敷地は、18ヘクタール(東京ドーム5個分)で、その広大な敷地の中に、ヒマワリの迷路や展望デッキなど、ヒマワリを楽しむための仕掛けがたくさんあります。開花のピークは、9月下旬頃なので、その期間に網走に行った際は、ぜひ立ち寄りたいスポットです。
名称 | 網走市大曲湖畔園地 |
住所 | 北海道網走市字三眺25番 |
見ごろ | 9月下旬 |
国営昭和記念公園(東京都立川市)
ヒマワリのスポットというと、北海道や九州など、広い土地がある場所というイメージがあるかもしれません。しかし、関東にも素晴らしいヒマワリのスポットはたくさんあります。その中でも、特に素晴らしいスポットが、東京都立川市にある国営昭和記念公園です。
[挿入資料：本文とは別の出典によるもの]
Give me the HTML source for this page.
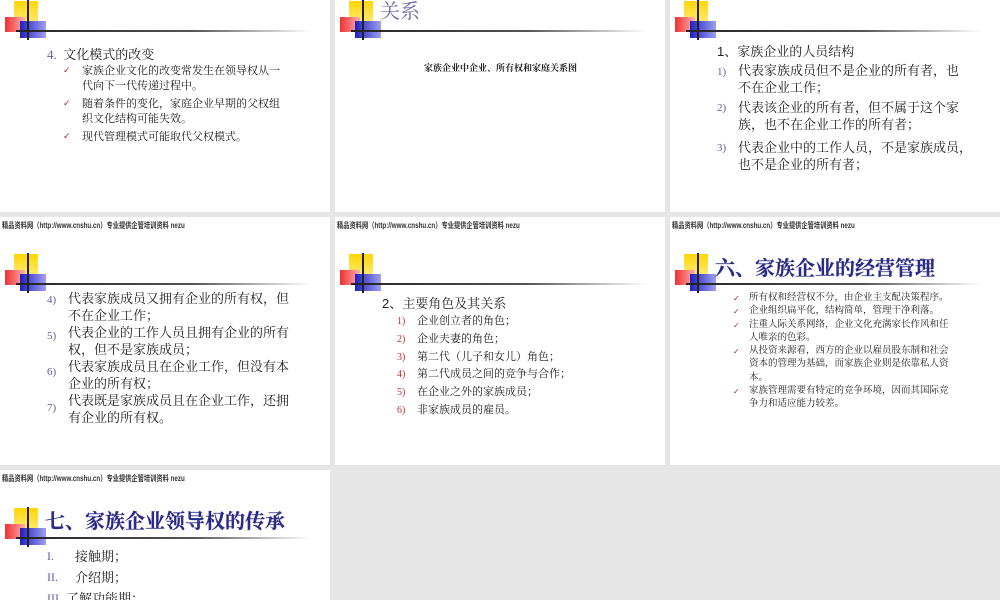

ヒマワリの本数こそ、5万本と上記で紹介したスポットと比べると見劣りしてしまいます。しかし、咲き誇るヒマワリを間近で見られるため、その迫力に圧巻されます。また、国営昭和記念公園は、ヒマワリだけではなく、さまざまな花や、子どもが遊べるスポットなどもあるため、一年を通して楽しめます。
名称 | 国営昭和記念公園 |
住所 | 東京都立川市緑町3173 |
見ごろ | 7月下旬~8月中旬 |
長崎鼻リゾートキャンプ場・花公園(大分県豊後高田市)
長崎鼻リゾートキャンプ場・花公園は、九州地方屈指のひまわりの名所です。見ごろの8月中旬から9月上旬には、岬に広がる段々畑に、160万本のヒマワリが咲き誇ります。海と空の青さに、ヒマワリの黄色いグラデーションは素晴らしいの一言です。ヒマワリ畑には、オノ・ヨーコの作品「見えないベンチ」が隠されているので、ぜひ探してみてください。